41. A method of encoding a speech signal into a set of encoded bits, the method comprising: digitizing the speech signal to produce a sequence of digital speech samples; dividing the digital speech samples into a sequence of frames, each of the frames spanning multiple digital speech samples; estimating a set of speech model parameters for a frame, wherein the speech model parameters include a voicing parameter, at least one pitch parameter representing pitch for the frame, and spectral parameters representing spectral information for the frame, the spectral parameters including one or more sets of spectral magnitudes estimated in a manner which is independent of the voicing parameter for the frame; quantizing the model parameters to produce parameter bits; dividing the frame into one or more subframes and computing transform coefficients for the digital speech samples representing the subframes; quantizing at least some of the transform coefficients to produce transform bits; and including the parameter bits and the transform bits in the set of encoded bits.

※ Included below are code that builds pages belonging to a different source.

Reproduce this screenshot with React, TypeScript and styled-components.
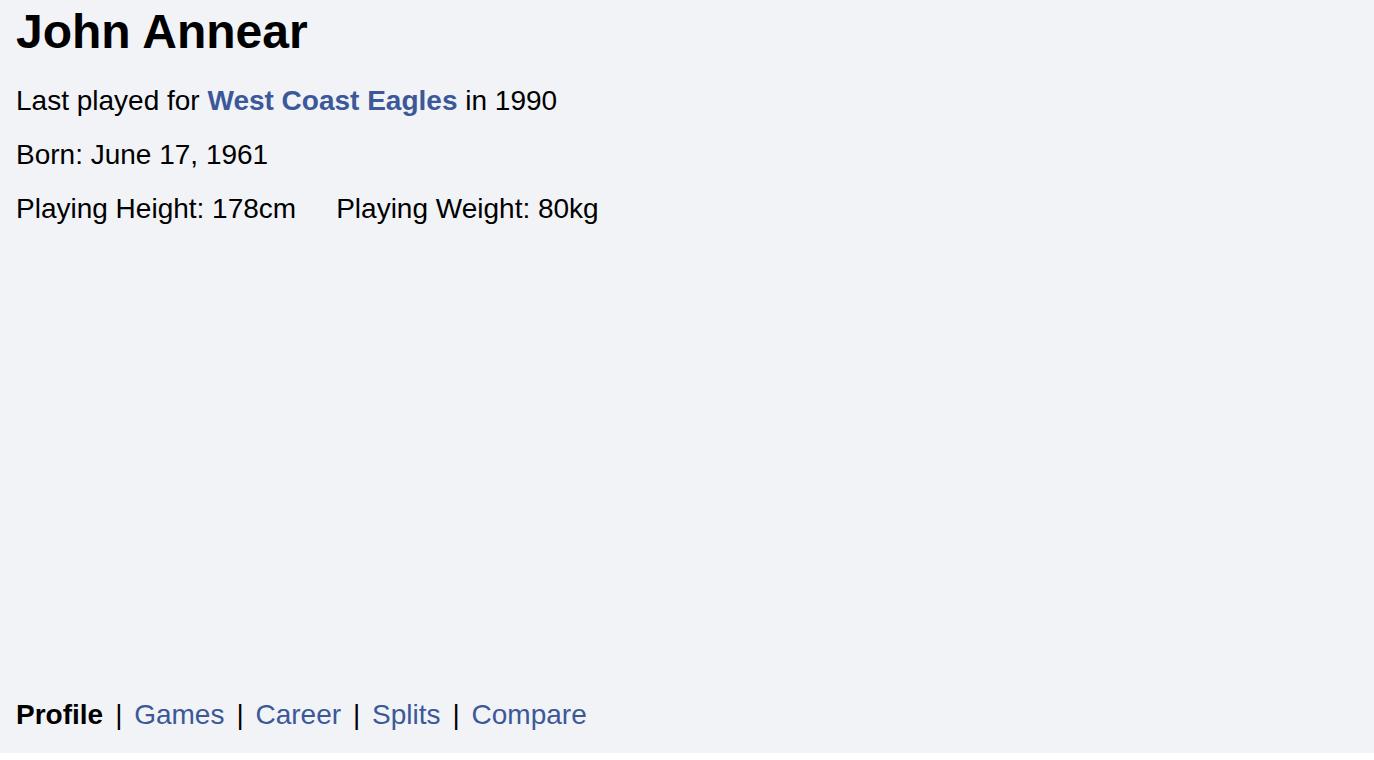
import React from "react";
import styled, { createGlobalStyle } from "styled-components";

const Global = createGlobalStyle`
  html, body { margin: 0; padding: 0; background: #ffffff; }
  body { font-family: "Liberation Sans", Arial, sans-serif; color: #000; }
`;

const Panel = styled.main`
  box-sizing: border-box;
  height: 753px;
  background: #f2f3f7;
  padding: 0 16px 22px;
  display: flex;
  flex-direction: column;
`;

const Name = styled.h1`
  margin: 0;
  padding-top: 4px;
  font-size: 48px;
  font-weight: 700;
  line-height: 55px;
`;

const Info = styled.p<{ $first?: boolean }>`
  margin: 0;
  margin-top: ${(p) => (p.$first ? "26px" : "22px")};
  font-size: 28px;
  line-height: 32px;
`;

const TeamLink = styled.a`
  color: #3b5998;
  font-weight: 700;
  text-decoration: none;
`;

const Gap = styled.span`
  display: inline-block;
  width: 40px;
`;

const Nav = styled.nav`
  margin-top: auto;
  font-size: 28px;
  line-height: 32px;
  display: flex;
  align-items: baseline;
  white-space: pre;
`;

const Current = styled.strong`
  font-weight: 700;
`;

const NavLink = styled.a`
  color: #3b5998;
  text-decoration: none;
`;

const Sep = styled.span`
  padding: 0 11.75px 0 12px;
`;

export default function App() {
  const links = ["Games", "Career", "Splits", "Compare"];
  return (
    <>
      <Global />
      <Panel>
        <Name>John Annear</Name>
        <Info $first>
          Last played for <TeamLink href="#">West Coast Eagles</TeamLink> in 1990
        </Info>
        <Info>Born: June 17, 1961</Info>
        <Info>
          Playing Height: 178cm
          <Gap />
          Playing Weight: 80kg
        </Info>
        <Nav>
          <Current>Profile</Current>
          {links.map((l) => (
            <React.Fragment key={l}>
              <Sep>|</Sep>
              <NavLink href="#">{l}</NavLink>
            </React.Fragment>
          ))}
        </Nav>
      </Panel>
    </>
  );
}
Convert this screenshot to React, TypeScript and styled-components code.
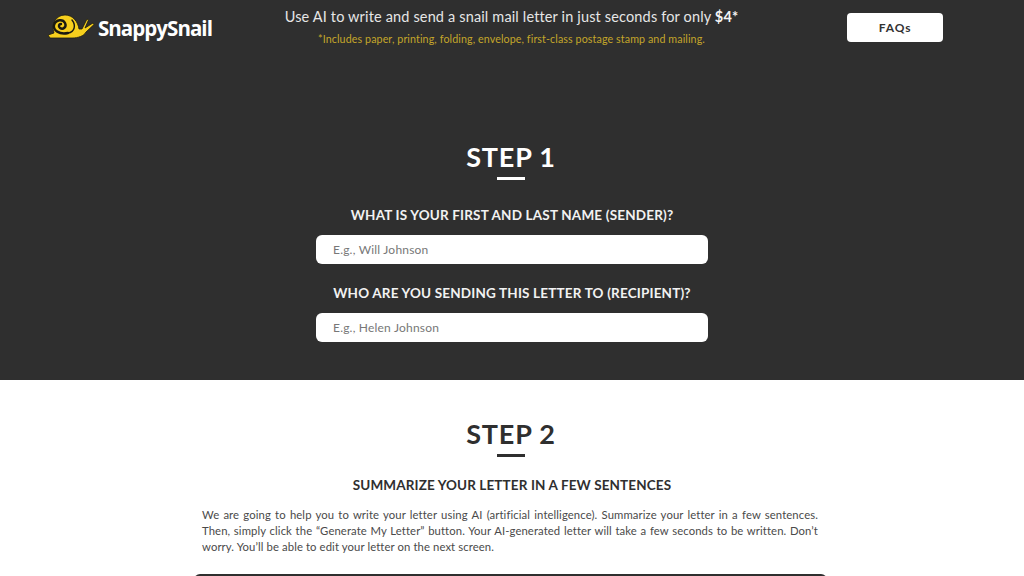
import React from 'react';
import styled, { createGlobalStyle } from 'styled-components';

const Global = createGlobalStyle`
  html, body { margin: 0; padding: 0; height: 576px; overflow: hidden; background: #fff; }
  body { font-family: Lato, "Open Sans", sans-serif; }
  * { box-sizing: border-box; }
`;

const Dark = styled.section`
  background: #2f2f2f;
  height: 380px;
  display: flex;
  flex-direction: column;
  align-items: center;
`;

const Header = styled.header`
  width: 100%;
  height: 56px;
  padding: 0 81px 0 48px;
  display: grid;
  grid-template-columns: 165px 1fr 96px;
  align-items: start;
`;

const Logo = styled.div`
  display: flex;
  align-items: center;
  height: 56px;
  padding-bottom: 3px;
`;

const SnailMark = styled.svg`
  flex: none;
  width: 47px;
  height: 25px;
`;

const LogoText = styled.span`
  font-family: "Open Sans", sans-serif;
  font-weight: 700;
  font-size: 20.5px;
  letter-spacing: -0.95px;
  color: #fff;
  margin-left: 3px;
  margin-top: 3px;
`;

const Promo = styled.div`
  text-align: center;
  padding: 7px 0 0 0;
  margin-right: 37px;
`;

const PromoLine = styled.div`
  font-size: 14.5px;
  line-height: 20px;
  color: #e6e6e6;
  font-weight: 400;
  letter-spacing: 0.15px;
  b { font-weight: 700; color: #f4f4f4; }
`;

const FinePrint = styled.div`
  font-size: 10.7px;
  line-height: 14px;
  margin-top: 5px;
  color: #c4a62a;
  letter-spacing: 0.1px;
`;

const FaqButton = styled.button`
  margin-top: 13px;
  width: 96px;
  height: 29px;
  border: 0;
  border-radius: 4px;
  background: #fff;
  color: #333;
  font-family: inherit;
  font-size: 12px;
  font-weight: 700;
  letter-spacing: 0.9px;
  padding: 0;
`;

const StepTitle = styled.h2<{ $light?: boolean; $top: number }>`
  flex: none;
  margin: ${p => p.$top}px 2px 0 0;
  font-size: 27px;
  line-height: 34px;
  font-weight: 700;
  letter-spacing: 0.8px;
  color: ${p => (p.$light ? '#fff' : '#2f2f2f')};
  text-align: center;
`;

const Rule = styled.div<{ $light?: boolean }>`
  flex: none;
  width: 28px;
  height: 3px;
  margin: 3px 2px 0 0;
  background: ${p => (p.$light ? '#fff' : '#2f2f2f')};
`;

const FieldLabel = styled.label<{ $top: number }>`
  display: block;
  margin-top: ${p => p.$top}px;
  font-size: 13.5px;
  line-height: 18px;
  font-weight: 700;
  letter-spacing: 0.18px;
  color: #f2f2f2;
  text-align: center;
`;

const Input = styled.input`
  display: block;
  width: 392px;
  height: 29px;
  margin-top: 11px;
  border: 0;
  border-radius: 6px;
  padding: 0 17px;
  background: #fff;
  font-family: inherit;
  font-size: 12px;
  letter-spacing: 0.2px;
  outline: none;
  &::placeholder { color: #777; opacity: 1; }
`;

const Light = styled.section`
  height: 196px;
  background: #fff;
  display: flex;
  flex-direction: column;
  align-items: center;
  overflow: hidden;
`;

const Subtitle = styled.h3`
  flex: none;
  margin: 19px 0 0;
  font-size: 13.5px;
  line-height: 18px;
  font-weight: 700;
  letter-spacing: 0.12px;
  color: #2f2f2f;
  text-align: center;
`;

const Copy = styled.p`
  flex: none;
  margin: 13px 4px 0 0;
  width: 616px;
  font-size: 11.3px;
  line-height: 16px;
  font-weight: 400;
  letter-spacing: 0.1px;
  color: #4a4a4a;
  text-align: justify;
`;

const Composer = styled.div`
  flex: none;
  width: 633px;
  height: 40px;
  margin: 19px 3px 0 0;
  border-radius: 6px;
  background: #2f2f2f;
`;

const Snail = () => (
  <SnailMark viewBox="0 0 47 25" aria-hidden="true">
    <path d="M0 21 L6 19 C3 10 8 1 17 1 C25 1 30 8 31 15 L34 15 L39 5 L40.5 6 L37 14 L45 9 L46 10.5 L38 18 C36 22 30 24 24 24 L2 24 Z" fill="#f6cf1d" stroke="#1a1a12" strokeWidth="0.8" strokeLinejoin="round" />
    <path d="M20 19 C11 21 5 16 6 11 C8 5 15 5 17 9 C19 13 15 16 12 14 C10 12 11 10 13 10" fill="none" stroke="#1a1a12" strokeWidth="2.4" strokeLinecap="round" />
    <path d="M20 19 C27 18 28 11 24 6" fill="none" stroke="#1a1a12" strokeWidth="1.4" strokeLinecap="round" />
  </SnailMark>
);

export default function App() {
  return (
    <>
      <Global />
      <Dark>
        <Header>
          <Logo>
            <Snail />
            <LogoText>SnappySnail</LogoText>
          </Logo>
          <Promo>
            <PromoLine>Use AI to write and send a snail mail letter in just seconds for only <b>$4*</b></PromoLine>
            <FinePrint>*Includes paper, printing, folding, envelope, first-class postage stamp and mailing.</FinePrint>
          </Promo>
          <FaqButton>FAQs</FaqButton>
        </Header>
        <StepTitle $light $top={84}>STEP 1</StepTitle>
        <Rule $light />
        <FieldLabel $top={26}>WHAT IS YOUR FIRST AND LAST NAME (SENDER)?</FieldLabel>
        <Input placeholder="E.g., Will Johnson" />
        <FieldLabel $top={20}>WHO ARE YOU SENDING THIS LETTER TO (RECIPIENT)?</FieldLabel>
        <Input placeholder="E.g., Helen Johnson" />
      </Dark>
      <Light>
        <StepTitle $top={37}>STEP 2</StepTitle>
        <Rule />
        <Subtitle>SUMMARIZE YOUR LETTER IN A FEW SENTENCES</Subtitle>
        <Copy>
          We are going to help you to write your letter using AI (artificial intelligence). Summarize your letter in a few sentences.
          Then, simply click the “Generate My Letter” button. Your AI-generated letter will take a few seconds to be written. Don’t
          worry. You’ll be able to edit your letter on the next screen.
        </Copy>
        <Composer />
      </Light>
    </>
  );
}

42. A method of decoding a frame of digital speech samples from a set of encoded bits, the method comprising: extracting model parameter bits from the set of encoded bits; reconstructing model parameters representing the frame of digital speech samples from the extracted model parameter bits, wherein the model parameters include a voicing parameter, at least one pitch parameter representing pitch information for the frame, and spectral parameters representing spectral information for the frame; producing voiced speech samples for the frame using the reconstructed model parameters and synthetic phase information computed from the spectral magnitudes; extracting transform coefficient bits from the set of encoded bits; reconstructing transform coefficients from the extracted transform coefficient bits; inverse transforming the reconstructed transform coefficients to produce inverse transform samples; producing unvoiced speech for the frame from the inverse transform samples; and combining the voiced speech for the frame and the unvoiced speech for the frame to produce the decoded frame of digital speech samples.